I was reading an article on MSN about how to seduce billionaires to marry you. I am exploring new business options because the internet isn’t doin it for me and there’s gotta be some black sheep fat retarded daughter of a rich dude that they keep locked up in the basement who is lonely enough for someone like me. I don’t know where the article is but it lead me to all these different high society sites. I didn’t realize that people actually care about the family and kids and wives of these extremely rich dudes. I always thought their lives were boring with all that keeping up appearances, going to art gallery exhibits and donating time and money to charity. There are probably scandals that would be more interesting than the shit Paris gets into and there are probably nude pics, sex tapes and other exciting scandals filling up their guest houses, but I’ll never see them because I have no idea who any of these high society people are.

I need Entertainment Tonight and Access Hollywood to let me know who to watch out for and not all these rich kids aren’t into the whole L.A. Fame Game.

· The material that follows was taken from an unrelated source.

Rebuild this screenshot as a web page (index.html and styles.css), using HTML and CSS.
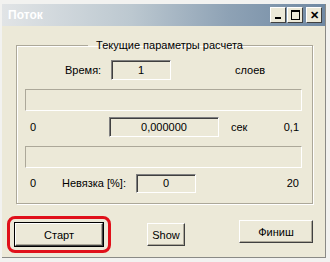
FILE: index.html
```html
<!DOCTYPE html>
<html lang="ru">

<head>
    <meta charset="UTF-8">
    <title>Поток</title>
    <link rel="stylesheet" href="styles.css">
</head>

<body>
    <div class="window">
        <div class="titlebar">
            <span class="title">Поток</span>
            <div class="controls">
                <span class="ctl ctl-min"></span>
                <span class="ctl ctl-max"></span>
                <span class="ctl ctl-close">✕</span>
            </div>
        </div>
        <div class="client">
            <fieldset class="group">
                <legend>Текущие параметры расчета</legend>
                <div class="row row-time">
                    <span class="lbl-time">Время:</span>
                    <span class="field field-time">1</span>
                    <span class="lbl-layers">слоев</span>
                </div>
                <div class="bar"></div>
                <div class="row row-sec">
                    <span class="lbl-min">0</span>
                    <span class="field field-sec">0,000000</span>
                    <span class="lbl-sec">сек</span>
                    <span class="lbl-max">0,1</span>
                </div>
                <div class="bar"></div>
                <div class="row row-err">
                    <span class="lbl-min">0</span>
                    <span class="lbl-err">Невязка [%]:</span>
                    <span class="field field-err">0</span>
                    <span class="lbl-max">20</span>
                </div>
            </fieldset>
            <div class="buttons">
                <div class="highlight">
                    <button class="btn btn-start">Старт</button>
                </div>
                <button class="btn btn-show">Show</button>
                <button class="btn btn-finish">Финиш</button>
            </div>
        </div>
    </div>
</body>

</html>
```

FILE: styles.css
```css
body {
    margin: 0;
    background-color: #f2f2f0;
    font-family: 'Liberation Sans', Arial, sans-serif;
    font-size: 11px;
    color: #000;
}

.window {
    margin: 4px 4px 0 2px;
    width: 324px;
    height: 254px;
    background-color: #ece9d8;
    border-right: 1px solid #8a8a86;
    border-bottom: 1px solid #8a8a86;
    box-sizing: border-box;
}

.titlebar {
    height: 22px;
    display: flex;
    align-items: center;
    justify-content: space-between;
    padding: 0 3px 0 6px;
    background: linear-gradient(to right, #e1e4e6 0%, #bcc8d0 40%, #8ea2b5 70%, #7089a3 100%);
}

.title {
    color: #fff;
    font-weight: bold;
    font-size: 12px;
}

.controls {
    display: flex;
    gap: 1px;
}

.ctl {
    width: 16px;
    height: 16px;
    background-color: #ece9d8;
    border-top: 1px solid #fff;
    border-left: 1px solid #fff;
    border-right: 1px solid #404040;
    border-bottom: 1px solid #404040;
    position: relative;
    box-sizing: border-box;
}

.ctl-min::after {
    content: "";
    position: absolute;
    left: 4px;
    bottom: 3px;
    width: 6px;
    height: 2px;
    background: #000;
}

.ctl-max::after {
    content: "";
    position: absolute;
    left: 3px;
    top: 2px;
    width: 7px;
    height: 7px;
    border: 1px solid #000;
    border-top-width: 2px;
}

.ctl-close {
    margin-left: 2px;
    font-size: 11px;
    font-weight: bold;
    line-height: 14px;
    text-align: center;
}

.client {
    padding: 13px 12px 0 14px;
}

.group {
    margin: 0;
    padding: 3px 10px 6px 8px;
    border: 1px solid #aca899;
    box-shadow: 1px 1px 0 #fff, inset 1px 1px 0 #fff;
    height: 165px;
    box-sizing: border-box;
}

.group legend {
    margin: 0 auto;
    padding: 0 2px;
    font-size: 11px;
    position: relative;
    left: 6px;
}

.row {
    display: flex;
    align-items: center;
    height: 20px;
}

.field {
    height: 20px;
    box-sizing: border-box;
    border-top: 1px solid #808080;
    border-left: 1px solid #808080;
    border-right: 1px solid #fff;
    border-bottom: 1px solid #fff;
    box-shadow: inset 1px 1px 0 #404040;
    display: flex;
    align-items: center;
    justify-content: center;
}

.row-time {
    margin-top: 6px;
}

.lbl-time {
    margin-left: 40px;
    width: 46px;
}

.field-time {
    width: 60px;
}

.lbl-layers {
    margin-left: 64px;
}

.bar {
    margin-top: 9px;
    height: 22px;
    border-top: 1px solid #aca899;
    border-left: 1px solid #aca899;
    border-right: 1px solid #fff;
    border-bottom: 1px solid #fff;
    box-sizing: border-box;
}

.row-sec {
    margin-top: 6px;
}

.lbl-min {
    margin-left: 5px;
    width: 8px;
}

.field-sec {
    margin-left: 71px;
    width: 110px;
}

.lbl-sec {
    margin-left: 12px;
}

.lbl-max {
    margin-left: auto;
    margin-right: 3px;
}

.row-err {
    margin-top: 5px;
}

.lbl-err {
    margin-left: 24px;
    width: 74px;
}

.field-err {
    width: 60px;
    height: 19px;
}

.buttons {
    display: flex;
    align-items: center;
    margin-top: 12px;
}

.highlight {
    margin-left: -9px;
    padding: 4px 5px;
    border: 3px solid #e0101a;
    border-radius: 8px;
}

.btn {
    font-family: inherit;
    font-size: 11px;
    background-color: #ece9d8;
    border-top: 1px solid #fff;
    border-left: 1px solid #fff;
    border-right: 1px solid #404040;
    border-bottom: 1px solid #404040;
    box-shadow: inset -1px -1px 0 #aca899;
    padding: 0;
    height: 23px;
}

.btn-start {
    width: 88px;
    outline: 1px solid #000;
}

.btn-show {
    margin-left: 36px;
    width: 38px;
}

.btn-finish {
    margin-left: auto;
    margin-top: -6px;
    width: 74px;
}
```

I did harass a couple of them on Facebook a while ago. One of them was the daughter of some record exec and another one was the daughter of some other big company. It turns out that they have no sense of humor and either do I, that’s why this post fucking sucks. It happens. It’s Monday. I hate you.

I guess it’s nice to see Paris back on all fours and half naked as she rides her surfboard, because it reminds us that Jail can’t change a person, except for maybe giving someone more publicity than they have seen since the release of a sex tape.